To summarize our findings on RQ2, Table 3 presents performance results for the project vocabulary models on the CVE datasets for each project. We have marked in bold the highest result for each performance measure for each dataset. Results for Model.A shows a high recall for Derby and Camel and a worse than average recall for Dolibarr. However, in Model.B, the recall is above 60% for Dolibarr and over 85% for both Derby and Camel. We reason the low precision is due to our approach of labeling only CVE-related messages as security-related and the rest of the messages are labeled to be not security-related. The Dolibarr results are further complicated by the low proportion of security-related messages compared with the other two projects (as reported in 1).
To summarize our findings on RQ3, Table 2 and Table 3 present the classifier performance results for two sets of keywords, Ray.vocab, and Pletea.vocab, drawn from the literature. In each case, the project vocabulary model had the highest recall, precision and F-Score on the project's oracle dataset. With regards to the CVE-dataset, the project vocabulary model has the highest recall. However, the overall performance, as measured by F-Score, varied by dataset, with the Ray and Pletea keywords scoring higher than the project vocabulary model. The low precision for the classifier built on the project's vocabularies follows the explanation provided under RQ2.

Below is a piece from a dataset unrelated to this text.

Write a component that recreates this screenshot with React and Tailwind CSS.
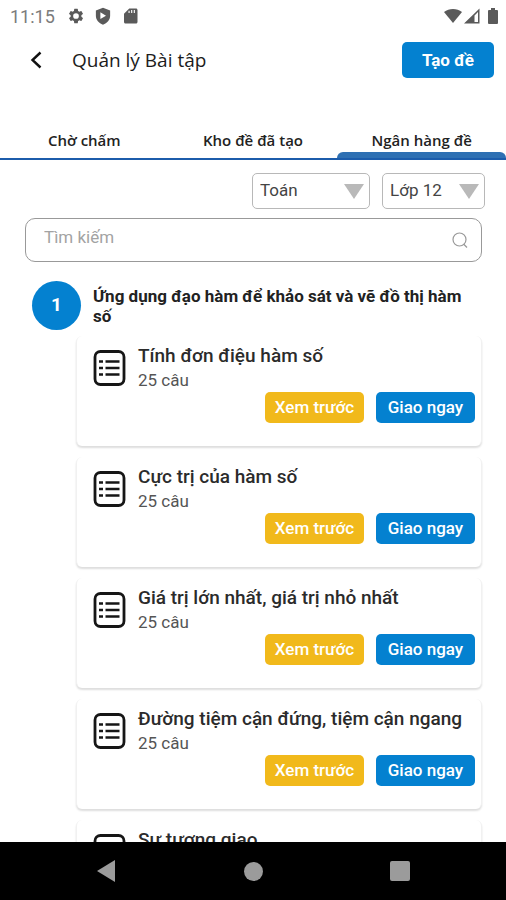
import { useState } from "react";

const TABS = ["Chờ chấm", "Kho đề đã tạo", "Ngân hàng đề"];

const LESSONS = [
    { id: 1, title: "Tính đơn điệu hàm số", count: 25 },
    { id: 2, title: "Cực trị của hàm số", count: 25 },
    { id: 3, title: "Giá trị lớn nhất, giá trị nhỏ nhất", count: 25 },
    { id: 4, title: "Đường tiệm cận đứng, tiệm cận ngang", count: 25 },
    { id: 5, title: "Sự tương giao", count: 25 },
];

function StatusBar() {
    return (
        <div className="flex h-8 shrink-0 items-center justify-between pl-[10px] pr-2 text-[#5a5a5a]">
            <div className="flex items-center gap-[9px]">
                <span className="w-12 text-[18px] text-[#7c7c7c]">11:15</span>
                {/* Settings */}
                <svg viewBox="0 0 24 24" className="h-[18px] w-[18px] fill-current">
                    <path
                        fillRule="evenodd"
                        d="M19.14 12.94c.04-.3.06-.61.06-.94s-.02-.64-.07-.94l2.03-1.58a.49.49 0 0 0 .12-.61l-1.92-3.32a.49.49 0 0 0-.59-.22l-2.39.96a7 7 0 0 0-1.62-.94l-.36-2.54a.48.48 0 0 0-.48-.41h-3.84a.48.48 0 0 0-.47.41l-.36 2.54c-.59.24-1.13.57-1.62.94l-2.39-.96a.48.48 0 0 0-.59.22L2.74 8.87a.48.48 0 0 0 .12.61l2.03 1.58a7.5 7.5 0 0 0 0 1.88l-2.03 1.58a.49.49 0 0 0-.12.61l1.92 3.32c.12.22.37.29.59.22l2.39-.96c.5.38 1.03.7 1.62.94l.36 2.54c.05.24.24.41.48.41h3.84c.24 0 .44-.17.47-.41l.36-2.54a7 7 0 0 0 1.62-.94l2.39.96c.22.08.47 0 .59-.22l1.92-3.32a.48.48 0 0 0-.12-.61zM12 15.8a3.8 3.8 0 1 1 0-7.6 3.8 3.8 0 0 1 0 7.6z"
                    />
                </svg>
                {/* Play Protect */}
                <svg viewBox="0 0 24 24" className="h-[18px] w-[18px] fill-current">
                    <path fillRule="evenodd" d="M12 1 2.5 4.5v7c0 5.5 4 10 9.5 12 5.5-2 9.5-6.500 9.5-12v-7zM8.500 7l7.500 4.500-7.500 4.500z" />
                </svg>
                {/* SD card */}
                <svg viewBox="0 0 24 24" className="h-[18px] w-[18px] fill-current">
                    <path fillRule="evenodd" d="M20 2h-9L4 9v11c0 1.100.9 2 2 2h14c1.100 0 2-.9 2-2V4c0-1.100-.9-2-2-2zM10 5h1.500v3H10zM13.500 4H15v4h-1.500zM17 4h1.500v4H17z" />
                </svg>
            </div>
            <div className="flex items-center">
                <svg viewBox="0 0 18 16" className="h-4 w-[18px] fill-current">
                    <path d="M0 4C5 0 13 0 18 4L9 15z" />
                </svg>
                <svg viewBox="0 0 16 16" className="ml-[2px] h-4 w-4 fill-current">
                    <path fillRule="evenodd" d="M15.500.5v15H0zM14 4l-3.500 3.500V14H14z" />
                </svg>
                <svg viewBox="0 0 10 16" className="ml-2 h-4 w-[10px] fill-current">
                    <path d="M3 0h4v2h2q1 0 1 1v12q0 1-1 1H1q-1 0-1-1V3q0-1 1-1h2z" />
                </svg>
            </div>
        </div>
    );
}

function Header() {
    return (
        <header className="flex h-14 shrink-0 items-center pl-6 pr-3">
            <button aria-label="Quay lại" className="flex h-10 w-12 items-center">
                <svg viewBox="0 0 24 24" className="h-6 w-6" fill="none" stroke="#111" strokeWidth="2.4">
                    <path d="M16.5 4.500 8.500 12l8 7.500" />
                </svg>
            </button>
            <h1 className="flex-1 font-['Open_Sans',sans-serif] text-[19px] font-medium text-[#1c1c1c]">
                Quản lý Bài tập
            </h1>
            <button className="h-9 w-[92px] rounded-[5px] bg-[#0481d0] pt-px text-[17px] font-bold text-white">
                Tạo đề
            </button>
        </header>
    );
}

function Tabs({ active, onChange }) {
    return (
        <nav className="mt-9 flex shrink-0 border-b-2 border-[#1c5cab]" role="tablist">
            {TABS.map((label, i) => (
                <button
                    key={label}
                    role="tab"
                    aria-selected={active === i}
                    onClick={() => onChange(i)}
                    className="flex flex-1 flex-col font-['Open_Sans',sans-serif] text-[15px] font-semibold text-[#222]"
                >
                    <span className="flex h-7 w-full items-end justify-center leading-6">{label}</span>
                    <span
                        className={`h-[6px] w-full rounded-t-md ${active === i ? "bg-[#2e70b3]" : "bg-transparent"}`}
                    />
                </button>
            ))}
        </nav>
    );
}

function Dropdown({ label, options, className }) {
    return (
        <div className={`relative ${className}`}>
            <select
                aria-label={label}
                className="h-9 w-full appearance-none rounded-[5px] border border-[#b8b8b8] bg-white pl-[7px] text-[17px] text-[#444]"
            >
                {options.map((o) => (
                    <option key={o}>{o}</option>
                ))}
            </select>
            <svg viewBox="0 0 20 15" className="pointer-events-none absolute right-[6px] top-[11px] h-[15px] w-5">
                <path d="M0 0h20L10 15z" fill="#b9b9b9" />
            </svg>
        </div>
    );
}

function LessonCard({ lesson }) {
    return (
        <li className="h-[110px] shrink-0 rounded-md border-x border-[#f1f1f1] bg-white pl-4 pr-[6px] pt-2 shadow-[0_2px_2px_#dedede]">
            <div className="flex gap-3">
                <svg viewBox="0 0 33 38" className="mt-[5px] h-[38px] w-[33px]" fill="none" stroke="#161616">
                    <rect x="2" y="2.5" width="29" height="33" rx="5.5" strokeWidth="2.8" />
                    <path d="M12.500 12.500h14M12.500 19h14M12.500 25.500h14" strokeWidth="2.4" />
                    <path d="M6 12.500h4M6 19h4M6 25.500h4" strokeWidth="2.6" />
                </svg>
                <div>
                    <h3 className="text-[19px] font-medium leading-6 text-[#2b2b2b]">{lesson.title}</h3>
                    <p className="text-[17px] leading-6 text-[#555]">{lesson.count} câu</p>
                </div>
            </div>
            <div className="flex justify-end gap-3">
                <button className="h-[31px] w-[99px] rounded-[5px] bg-[#f1b91b] text-[17px] font-medium text-white">
                    Xem trước
                </button>
                <button className="h-[31px] w-[99px] rounded-[5px] bg-[#0481d0] text-[17px] font-medium text-white">
                    Giao ngay
                </button>
            </div>
        </li>
    );
}

function NavBar() {
    return (
        <div className="flex h-[58px] shrink-0 items-center justify-between bg-black px-24">
            <button aria-label="Back" className="flex w-5 justify-center">
                <svg viewBox="0 0 18 22" className="h-[22px] w-[18px] fill-[#9b9b9b]">
                    <path d="M18 0v22L0 11z" />
                </svg>
            </button>
            <button aria-label="Home" className="h-[19px] w-[19px] rounded-full bg-[#9b9b9b]" />
            <button aria-label="Recents" className="h-5 w-5 rounded-[2px] bg-[#9b9b9b]" />
        </div>
    );
}

export default function App() {
    const [tab, setTab] = useState(2);
    const [search, setSearch] = useState("");

    return (
        <div className="flex h-screen flex-col overflow-hidden bg-white font-['Roboto',sans-serif]">
            <StatusBar />
            <Header />
            <Tabs active={tab} onChange={setTab} />

            <main className="flex min-h-0 flex-1 flex-col overflow-hidden pt-[13px]">
                {/* Filters */}
                <div className="flex justify-end gap-3 pr-[21px]">
                    <Dropdown label="Môn học" options={["Toán", "Lý", "Hóa"]} className="w-[118px]" />
                    <Dropdown label="Lớp" options={["Lớp 12", "Lớp 11", "Lớp 10"]} className="w-[103px]" />
                </div>

                <label className="ml-[25px] mr-6 mt-[9px] flex h-11 shrink-0 items-center rounded-[10px] border border-[#999] pl-[18px] pr-[13px]">
                    <input
                        value={search}
                        onChange={(e) => setSearch(e.target.value)}
                        aria-label="Tìm kiếm"
                        placeholder="Tìm kiếm"
                        className="mb-1 min-w-0 flex-1 text-[17px] text-[#333] outline-none placeholder:text-[#a3a3a3]"
                    />
                    <svg viewBox="0 0 16 16" className="h-4 w-4" fill="none" stroke="#999" strokeWidth="1.2">
                        <circle cx="7.5" cy="7.5" r="6.5" />
                        <path d="m11.500 12 3.500 3.500" />
                    </svg>
                </label>

                {/* Chapter */}
                <section className="ml-8 mr-6 mt-[19px]">
                    <div className="flex gap-3">
                        <span className="flex h-[49px] w-[49px] shrink-0 items-center justify-center rounded-full bg-[#0481d0] text-[19px] font-bold text-white">
                            1
                        </span>
                        <h2 className="pt-[5px] text-[17px] font-bold leading-5 text-[#222]">
                            Ứng dụng đạo hàm để khảo sát và vẽ đồ thị hàm số
                        </h2>
                    </div>
                    <ul className="ml-11 mt-[6px] flex flex-col gap-[11px]">
                        {LESSONS.map((l) => (
                            <LessonCard key={l.id} lesson={l} />
                        ))}
                    </ul>
                </section>
            </main>

            <NavBar />
        </div>
    );
}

Our results suggest that domain vocabulary model show recalls that outperform standard security terms across our datasets. Our conjecture, supported in our data, is that augmenting standard security keywords with a project's security vocabulary yields a more accurate security picture. In future work, we aim to refine vocabulary selection to improve classifier performance, and to define tools implementing the approach in this paper to aid practitioners and researchers in identifying software project security issues.